Ein Ort, wo Theaterschaffende mit Computernerds gemeinsam forschen können. Theaterarbeit bedeutet etwa acht Wochen Proben. Wenn man dabei aber mit neuen Technologien arbeitet, ist nicht nur die Premiere eine Art Prototyp, sondern man muss dafür auch neue Netzwerke aufbauen und Algorithmen schreiben. Da sind acht Wochen zu wenig. Auch das Geld, das dafür nötig ist, haben Theater oft nicht. Wenn man forscht, muss man auch scheitern dürfen. Meine Akademie soll für dieses Risiko Gelegenheit bieten.
Was wird erforscht?
Wie kann ein Raumklang verbessert werden? Wie fängt man Bewegungen von Tänzern ein, um sie als Avatare in Echtzeit auf der Bühne präsentieren zu können? Wie verknüpft man Virtual Reality oder Augmented Reality mit dem Live-Spiel von Darstellern? Und vor allem: Wie kann künstliche Intelligenz zu einer Spielpartnerin werden? Also kann man mit Robotern zusammen Theater spielen?
In Ihrem Stück „Dies Irae – Tag des Zorns“ geht es um Szenarien des Weltuntergangs. Was werden wir auf der Bühne sehen?
Großes Schauspielertheater, aber auch großes Musiktheater. Es wird Film, Gesang und Tanz geben. Ein bisschen möchte ich das Stück auch als Installation verstehen. Meine Hoffnung ist, dass wir ein Totaltheater kreieren, bei dem verschiedene Kunstformen miteinander ins Gespräch kommen und ein Panorama aufmachen – eine Reise zwischen Liebe und Tod, zwischen Endzeitangst und Schönheit.

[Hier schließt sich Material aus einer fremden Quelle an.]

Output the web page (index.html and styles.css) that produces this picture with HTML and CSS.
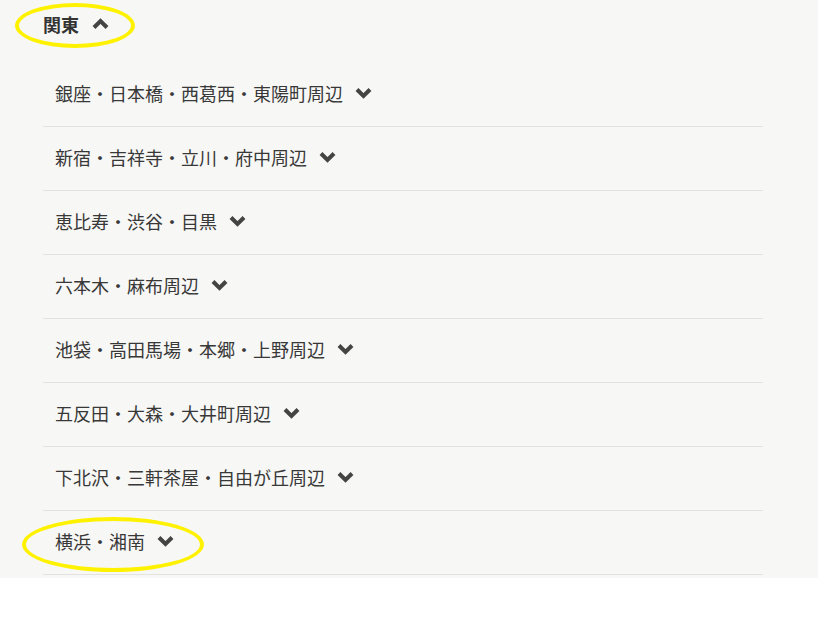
FILE: index.html
```html
<!DOCTYPE html>
<html lang="ja">
<head>
<meta charset="utf-8">
<title>関東</title>
<link rel="stylesheet" href="styles.css">
</head>
<body>
<div class="panel">
  <div class="region">
    <span class="region-name">関東</span>
    <svg class="chev" width="17" height="12" viewBox="0 0 17 12"><polyline points="2,9.5 8.5,3 15,9.5" fill="none" stroke="#444" stroke-width="4"/></svg>
    <span class="mark mark-head"></span>
  </div>
  <ul class="areas">
    <li class="area"><span>銀座・日本橋・西葛西・東陽町周辺</span><svg class="chev" width="17" height="12" viewBox="0 0 17 12"><polyline points="2,2.5 8.5,9 15,2.5" fill="none" stroke="#444" stroke-width="4"/></svg></li>
    <li class="area"><span>新宿・吉祥寺・立川・府中周辺</span><svg class="chev" width="17" height="12" viewBox="0 0 17 12"><polyline points="2,2.5 8.5,9 15,2.5" fill="none" stroke="#444" stroke-width="4"/></svg></li>
    <li class="area"><span>恵比寿・渋谷・目黒</span><svg class="chev" width="17" height="12" viewBox="0 0 17 12"><polyline points="2,2.5 8.5,9 15,2.5" fill="none" stroke="#444" stroke-width="4"/></svg></li>
    <li class="area"><span>六本木・麻布周辺</span><svg class="chev" width="17" height="12" viewBox="0 0 17 12"><polyline points="2,2.5 8.5,9 15,2.5" fill="none" stroke="#444" stroke-width="4"/></svg></li>
    <li class="area"><span>池袋・高田馬場・本郷・上野周辺</span><svg class="chev" width="17" height="12" viewBox="0 0 17 12"><polyline points="2,2.5 8.5,9 15,2.5" fill="none" stroke="#444" stroke-width="4"/></svg></li>
    <li class="area"><span>五反田・大森・大井町周辺</span><svg class="chev" width="17" height="12" viewBox="0 0 17 12"><polyline points="2,2.5 8.5,9 15,2.5" fill="none" stroke="#444" stroke-width="4"/></svg></li>
    <li class="area"><span>下北沢・三軒茶屋・自由が丘周辺</span><svg class="chev" width="17" height="12" viewBox="0 0 17 12"><polyline points="2,2.5 8.5,9 15,2.5" fill="none" stroke="#444" stroke-width="4"/></svg></li>
    <li class="area area-last"><span>横浜・湘南</span><svg class="chev" width="17" height="12" viewBox="0 0 17 12"><polyline points="2,2.5 8.5,9 15,2.5" fill="none" stroke="#444" stroke-width="4"/></svg><span class="mark mark-last"></span></li>
  </ul>
</div>
</body>
</html>
```
FILE: styles.css
```css
html, body {
  margin: 0;
  padding: 0;
  background: #ffffff;
}
body {
  font-family: "Noto Sans CJK JP", "Noto Sans", sans-serif;
  color: #333333;
}
.panel {
  background: #f7f7f5;
  padding: 0 55px 3px 43px;
}
.region {
  position: relative;
  height: 48px;
  padding-bottom: 3px;
  display: flex;
  align-items: center;
  gap: 13px;
  font-size: 18px;
  font-weight: bold;
  color: #333;
}
.region-name {
  line-height: 1;
}
.chev {
  display: block;
  flex: none;
}
.areas {
  list-style: none;
  margin: 12px 0 0 0;
  padding: 0;
}
.area {
  position: relative;
  height: 60px;
  padding-bottom: 3px;
  border-bottom: 1px solid #e2e2e0;
  display: flex;
  align-items: center;
  gap: 12px;
  padding-left: 12px;
  font-size: 18px;
  font-weight: 400;
  color: #383838;
}
.area span {
  line-height: 1;
}
.mark {
  position: absolute;
  border: 4px solid #fff200;
  border-radius: 50%;
  box-sizing: border-box;
  pointer-events: none;
}
.mark-head {
  left: -28px;
  top: 3px;
  width: 120px;
  height: 45px;
}
.mark-last {
  left: -21px;
  top: 6px;
  width: 182px;
  height: 55px;
}
```
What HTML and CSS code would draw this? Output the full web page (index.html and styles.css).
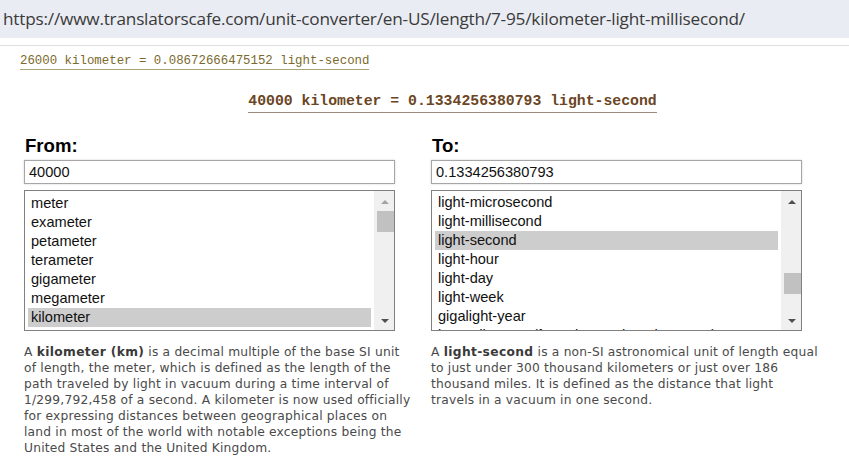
FILE: index.html
```html
<!DOCTYPE html>
<html lang="en">
<head>
<meta charset="utf-8">
<title>kilometer to light-second</title>
<link rel="stylesheet" href="styles.css">
</head>
<body>
<div class="urlbar">https://www.translatorscafe.com/unit-converter/en-US/length/7-95/kilometer-light-millisecond/</div>
<div class="divider"></div>

<div class="result-prev"><span>26000 kilometer = 0.08672666475152 light-second</span></div>
<div class="result-main"><span>40000 kilometer = 0.1334256380793 light-second</span></div>

<div class="converter">
  <section class="col">
    <h2 class="label">From:</h2>
    <div class="field">40000</div>
    <div class="listbox">
      <ul class="options">
        <li>meter</li>
        <li>exameter</li>
        <li>petameter</li>
        <li>terameter</li>
        <li>gigameter</li>
        <li>megameter</li>
        <li class="selected">kilometer</li>
      </ul>
      <div class="scrollbar">
        <span class="arrow up dim"></span>
        <div class="track"><div class="thumb thumb-from"></div></div>
        <span class="arrow down"></span>
      </div>
    </div>
    <p class="desc">A <b>kilometer (km)</b> is a decimal multiple of the base SI unit of length, the meter, which is defined as the length of the path traveled by light in vacuum during a time interval of 1/299,792,458 of a second. A kilometer is now used officially for expressing distances between geographical places on land in most of the world with notable exceptions being the United States and the United Kingdom.</p>
  </section>

  <section class="col">
    <h2 class="label">To:</h2>
    <div class="field">0.1334256380793</div>
    <div class="listbox">
      <ul class="options options-to">
        <li>light-microsecond</li>
        <li>light-millisecond</li>
        <li class="selected">light-second</li>
        <li>light-hour</li>
        <li>light-day</li>
        <li>light-week</li>
        <li>gigalight-year</li>
        <li>lunar distance (from the Earth to the Moon)</li>
      </ul>
      <div class="scrollbar">
        <span class="arrow up"></span>
        <div class="track"><div class="thumb thumb-to"></div></div>
        <span class="arrow down"></span>
      </div>
    </div>
    <p class="desc">A <b>light-second</b> is a non-SI astronomical unit of length equal to just under 300 thousand kilometers or just over 186 thousand miles. It is defined as the distance that light travels in a vacuum in one second.</p>
  </section>
</div>
</body>
</html>
```

FILE: styles.css
```css
* { box-sizing: border-box; }

html, body {
  margin: 0;
  padding: 0;
  background: #fff;
}

body {
  width: 849px;
  height: 471px;
  overflow: hidden;
  font-family: "Liberation Sans", Arial, sans-serif;
}

/* address strip */
.urlbar {
  height: 38px;
  background: #e9ecf3;
  color: #3a3a3a;
  font-family: "Open Sans", "Noto Sans", sans-serif;
  font-size: 17.2px;
  letter-spacing: -0.2px;
  line-height: 38px;
  padding-left: 3px;
  white-space: nowrap;
}

.divider {
  height: 1px;
  margin-top: 7px;
  background: #dedede;
}

/* conversion results */
.result-prev {
  padding: 8px 0 0 20px;
  font-family: "Liberation Mono", "DejaVu Sans Mono", monospace;
  font-size: 12.4px;
  line-height: 14px;
  color: #7a6a2c;
}
.result-prev span {
  display: inline-block;
  border-bottom: 1px solid #a9a27a;
  padding-bottom: 1px;
}

.result-main {
  padding: 23px 0 0 56px;
  text-align: center;
  font-family: "Liberation Mono", "DejaVu Sans Mono", monospace;
  font-weight: bold;
  font-size: 14.8px;
  line-height: 17px;
  color: #6b4524;
}
.result-main span {
  display: inline-block;
  border-bottom: 1px solid #9c8b7c;
  padding-bottom: 2px;
}

/* two converter columns */
.converter {
  display: grid;
  grid-template-columns: 395px 395px;
  column-gap: 12px;
  padding: 0 0 0 24px;
  margin-top: 21px;
}

.col { min-width: 0; }

.label {
  margin: 0 0 0 1px;
  font-size: 18.6px;
  font-weight: bold;
  line-height: 24px;
  color: #000;
}

.field {
  width: 371px;
  height: 24px;
  margin-top: 2px;
  border: 1px solid #a6a6a6;
  box-shadow: 0 0 2px rgba(0, 0, 0, 0.18);
  padding-left: 4px;
  font-size: 14.6px;
  line-height: 22px;
  color: #111;
  background: #fff;
}

.listbox {
  display: flex;
  width: 371px;
  height: 141px;
  margin-top: 6px;
  border: 1px solid #808080;
  background: #fff;
}

.options {
  flex: 1;
  list-style: none;
  margin: 0;
  padding: 3px 3px 0 3px;
  overflow: hidden;
  font-size: 14.6px;
  color: #111;
}
.options-to { padding-top: 2px; }

.options li {
  height: 19px;
  line-height: 19px;
  padding-left: 3px;
  white-space: nowrap;
}
.options li.selected { background: #cdcdcd; }

/* scrollbar column */
.scrollbar {
  width: 20px;
  background: #f0f0f0;
  display: flex;
  flex-direction: column;
  align-items: center;
  padding: 9px 0 7px 2px;
}
.track {
  flex: 1;
  width: 17px;
}
.thumb {
  width: 17px;
  height: 21px;
  background: #c1c1c1;
}
.thumb-from { margin-top: 7px; }
.thumb-to { margin-top: 69px; }

.arrow {
  width: 0;
  height: 0;
  border-left: 4px solid transparent;
  border-right: 4px solid transparent;
}
.arrow.up { border-bottom: 4px solid #505050; }
.arrow.up.dim { border-bottom-color: #a3a3a3; }
.arrow.down { border-top: 4px solid #505050; }

/* unit descriptions */
.desc {
  width: 389px;
  margin: 13px 0 0 0;
  font-family: "DejaVu Sans", Verdana, sans-serif;
  font-size: 12.25px;
  letter-spacing: 0.2px;
  line-height: 16px;
  color: #4a4a4a;
}
.desc b {
  color: #3a3a3a;
  letter-spacing: 0.35px;
}
```
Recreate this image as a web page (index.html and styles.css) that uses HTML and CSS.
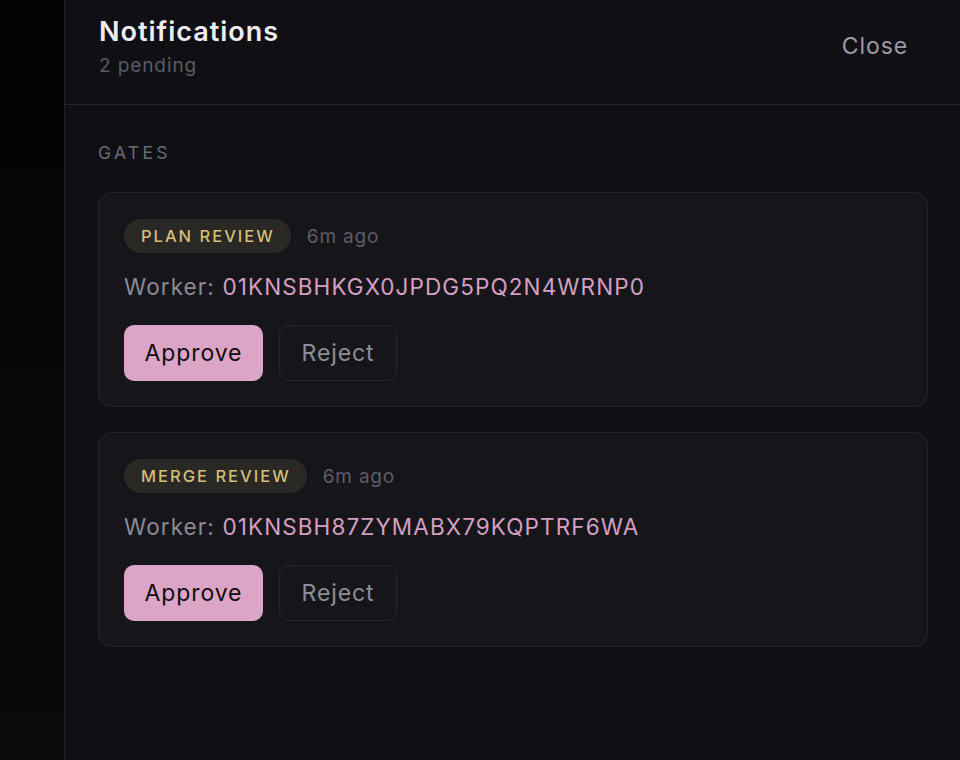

Was fasziniert Sie persönlich am Weltuntergang?
Ich bin in den Siebzigern geboren und während des Kalten Krieges und der Angst vorm Atomkrieg aufgewachsen. Jetzt prophezeit man wieder das Ende der Menschheit, wegen der Erderhitzung oder auch durch künstliche Intelligenzen. Aber schon die Mayas haben vor Tausenden von Jahren den Weltuntergang herbeigeredet. Wozu dienen diese Szenarien? Der Revolution oder der Maßregelung?
Wissen Sie schon die Antwort?
Wir haben die Proben mit einer Hypothese begonnen: Der Tod macht uns individuell Angst. Daraus machen wir mithilfe apokalyptischer Erzählungen eine kollektive Angst, damit wir nicht so alleine sind. Die Schönheit des Schrecklichen spielt dabei eine Rolle. Todesangst und Todestrieb existieren nebeneinander. Fallschirmspringen zum Beispiel gibt ein Gefühl der Todesnähe, ohne dass man wirklich stirbt.
Es heißt ja: Wenn die Welt untergeht, komm nach Wien, da passiert alles 20 Jahre später. Sie verbringen seit Juni viel Zeit hier. Trifft der Spruch zu?
Ich ziehe ja gerade aus Nordrhein-Westfalen weg, wo wir seit zwei Jahren das Rauchverbot haben. Ich dachte, in Wien dürfe ich noch, aber jetzt ist es auch hier soweit. Also nein, die Stadt ist nicht verschlafen, im Gegenteil: Ich staune vor ihrer Vielfalt und ihrem Reichtum. Das Kulturangebot ist so aufregend, dass ich gar nicht alles kennenlernen kann. Dabei wollte ich doch bis zu meinem Anfang am Volkstheater Wien ein bisschen verstanden haben.